▶ [YOUR INSTRUCTIONS]: Produce an exact transcription of the listing below, omitting the pictures.

[start]

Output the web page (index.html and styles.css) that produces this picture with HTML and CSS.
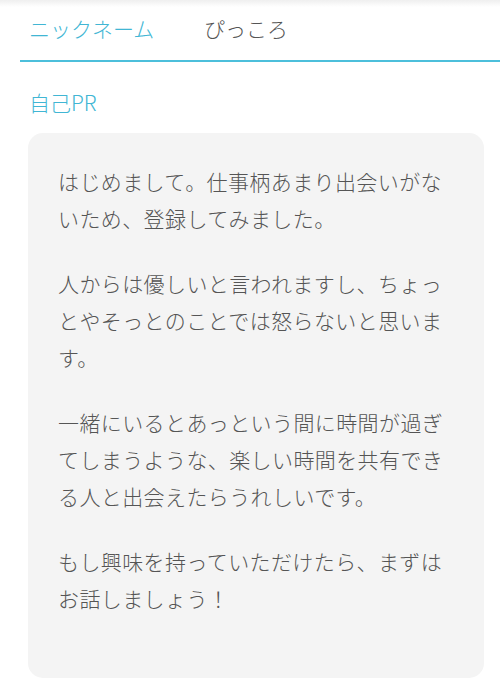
FILE: index.html
```html
<!DOCTYPE html>
<html lang="ja">
<head>
<meta charset="utf-8">
<title>プロフィール</title>
<link rel="stylesheet" href="styles.css">
</head>
<body>
  <div class="page">
    <div class="nick-row">
      <span class="nick-label">ニックネーム</span>
      <span class="nick-value">ぴっころ</span>
    </div>

    <section class="pr">
      <h2 class="pr-title">自己PR</h2>
      <div class="pr-box">
        <p>はじめまして。仕事柄あまり出会いがないため、登録してみました。</p>
        <p>人からは優しいと言われますし、ちょっとやそっとのことでは怒らないと思います。</p>
        <p>一緒にいるとあっという間に時間が過ぎてしまうような、楽しい時間を共有できる人と出会えたらうれしいです。</p>
        <p>もし興味を持っていただけたら、まずはお話しましょう！</p>
      </div>
    </section>
  </div>
</body>
</html>
```

FILE: styles.css
```css
html, body {
  margin: 0;
  padding: 0;
  background: #ffffff;
}

body {
  font-family: "Noto Sans CJK JP", "Noto Sans", sans-serif;
  font-weight: 300;
  color: #555555;
  width: 500px;
  height: 689px;
  overflow: hidden;
}

.page {
  background: linear-gradient(to bottom, #efefef 0px, #ffffff 7px) no-repeat;
  min-height: 689px;
}

/* nickname row with the accent underline */
.nick-row {
  display: flex;
  align-items: center;
  height: 56px;
  padding: 0 0 4px 9px;
  margin-left: 20px;
  border-bottom: 2px solid #4cbfdb;
  font-size: 21px;
}

.nick-label {
  width: 175px;
  flex: none;
  color: #41b6d4;
}

.nick-value {
  color: #555555;
}

/* self introduction */
.pr {
  padding: 0 16px 0 28px;
}

.pr-title {
  margin: 0;
  padding: 25px 0 0 1px;
  height: 46px;
  line-height: 30px;
  font-size: 21px;
  font-weight: 300;
  color: #41b6d4;
}

.pr-box {
  margin-top: 0;
  background: #f4f4f4;
  border-radius: 15px;
  padding: 30px 28px 61px 30px;
  font-size: 21px;
  letter-spacing: 0.4px;
  line-height: 37px;
  color: #555555;
}

.pr-box p {
  margin: 0;
}

.pr-box p + p {
  margin-top: 28px;
}
```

[end]

▶ [COMPLETE ANSWER]:
Output the web page (index.html and styles.css) that produces this picture with HTML and CSS.
FILE: index.html
```html
<!DOCTYPE html>
<html lang="ja">
<head>
<meta charset="utf-8">
<title>プロフィール</title>
<link rel="stylesheet" href="styles.css">
</head>
<body>
  <div class="page">
    <div class="nick-row">
      <span class="nick-label">ニックネーム</span>
      <span class="nick-value">ぴっころ</span>
    </div>

    <section class="pr">
      <h2 class="pr-title">自己PR</h2>
      <div class="pr-box">
        <p>はじめまして。仕事柄あまり出会いがないため、登録してみました。</p>
        <p>人からは優しいと言われますし、ちょっとやそっとのことでは怒らないと思います。</p>
        <p>一緒にいるとあっという間に時間が過ぎてしまうような、楽しい時間を共有できる人と出会えたらうれしいです。</p>
        <p>もし興味を持っていただけたら、まずはお話しましょう！</p>
      </div>
    </section>
  </div>
</body>
</html>
```

FILE: styles.css
```css
html, body {
  margin: 0;
  padding: 0;
  background: #ffffff;
}

body {
  font-family: "Noto Sans CJK JP", "Noto Sans", sans-serif;
  font-weight: 300;
  color: #555555;
  width: 500px;
  height: 689px;
  overflow: hidden;
}

.page {
  background: linear-gradient(to bottom, #efefef 0px, #ffffff 7px) no-repeat;
  min-height: 689px;
}

/* nickname row with the accent underline */
.nick-row {
  display: flex;
  align-items: center;
  height: 56px;
  padding: 0 0 4px 9px;
  margin-left: 20px;
  border-bottom: 2px solid #4cbfdb;
  font-size: 21px;
}

.nick-label {
  width: 175px;
  flex: none;
  color: #41b6d4;
}

.nick-value {
  color: #555555;
}

/* self introduction */
.pr {
  padding: 0 16px 0 28px;
}

.pr-title {
  margin: 0;
  padding: 25px 0 0 1px;
  height: 46px;
  line-height: 30px;
  font-size: 21px;
  font-weight: 300;
  color: #41b6d4;
}

.pr-box {
  margin-top: 0;
  background: #f4f4f4;
  border-radius: 15px;
  padding: 30px 28px 61px 30px;
  font-size: 21px;
  letter-spacing: 0.4px;
  line-height: 37px;
  color: #555555;
}

.pr-box p {
  margin: 0;
}

.pr-box p + p {
  margin-top: 28px;
}
```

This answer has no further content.